Schwarzbaum had to work as the errand boy of the criminal camp senior. Then he worked for Siemens in the neighbouring Bobrek camp. After this, he gave further descriptions of the terrible living conditions in Auschwitz, which ended in death for most of the prisoners.

“The images from Auschwitz pursued me every day,” he said. “The SS was cruel and sadistic.” Anyone who tried to flee was mauled by dogs. “In the camp, these dead people were then sat on chairs and we were supposed to pass by, for the purpose of deterrence.”

He then closed by directing his remarks to the accused: “Mr. Hanning, we are almost exactly the same age. We will soon stand before the highest judge. Say what you and your comrades have done and experienced!”

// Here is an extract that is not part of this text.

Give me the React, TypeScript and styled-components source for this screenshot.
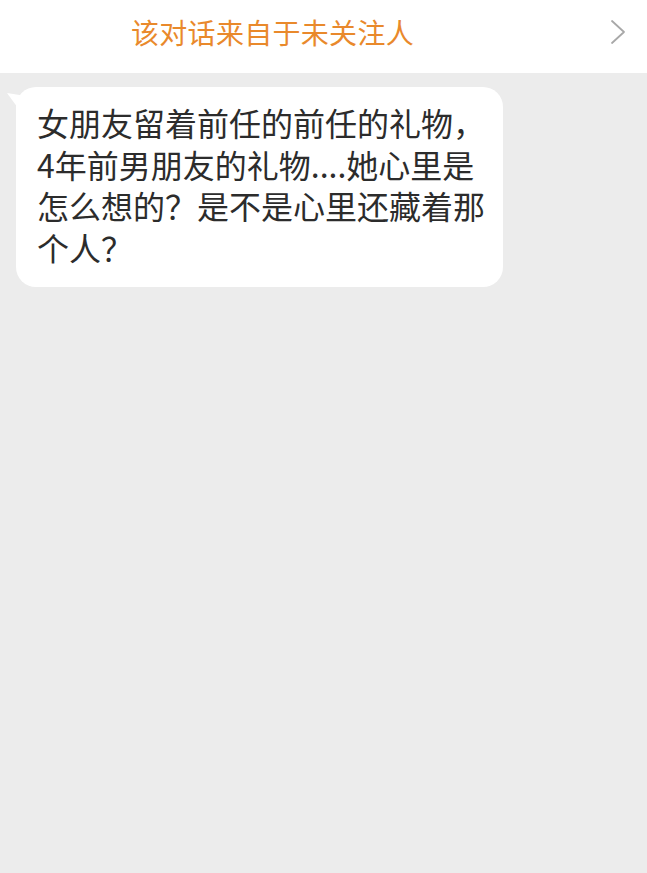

On February 12, the second day of the trial, witnesses Justin Sonder, 91, and Erna de Vries, 92, described their experiences.

Sonder is from Chemnitz. His parents were deported from the Theresienstadt concentration camp to Auschwitz in January 1943. His mother, who was 42 years old at the time, was sent immediately to the gas chamber. Because of the hard forced labour that his father was forced to perform, he survived in Auschwitz for only four years and died at the age of 50.

Sonder described the inhumane transport to Auschwitz and how he lost his own identity with his arrival on the ramp. “Children cried for their mothers, women for their husbands.” He said, “If one survived Auschwitz for three or four months, one was already one of the older inmates.”

He described the fear of death during the repeated selections and the images burned into his memory. Every day at noon, a truck full of people who had been shot or struck dead or who had collapsed came from the headquarters of the Buna plants. The inmates had to spend the night standing up if the numbers were not right at the roll call. Exhausted prisoners were woken up on orders from the SS to do sports (quoted in Spiegel Online).

Erna de Vries is from Kaiserslautern and now lives in Emsland. She is half Jewish and insisted on accompanying her Jewish mother when she was put in prison by the Gestapo in 1943 and then deported to Auschwitz. She had to perform life threatening forced labour in Auschwitz and was extremely lucky that she survived. She was brought to Ravensbrück and survived at the price of having to take leave of her mother in Auschwitz forever.

At the end of the second trial day, Hanning’s defence council announced that they wanted to give a statement for their client in the course of the trial, to which he might make a supplementary statement.

Twelve dates up until May 20 have been scheduled for the trial in Detmold.

Speaking on the significance of the trial to the radio station WDR, Christoph Heubner, executive vice president of the International Auschwitz Committee, said: “For the survivors of Auschwitz, this is a further act of late justice, that once again the crimes of Auschwitz and the images of their relatives who were murdered there are being brought to the light of day.”

Senior state prosecutor Brendel said, with regard to the advanced age of the accused: “Accessory to murder has no statute of limitations. … If I place the age of the accused and the crimes of which he is accused in relation, age plays no role for me.”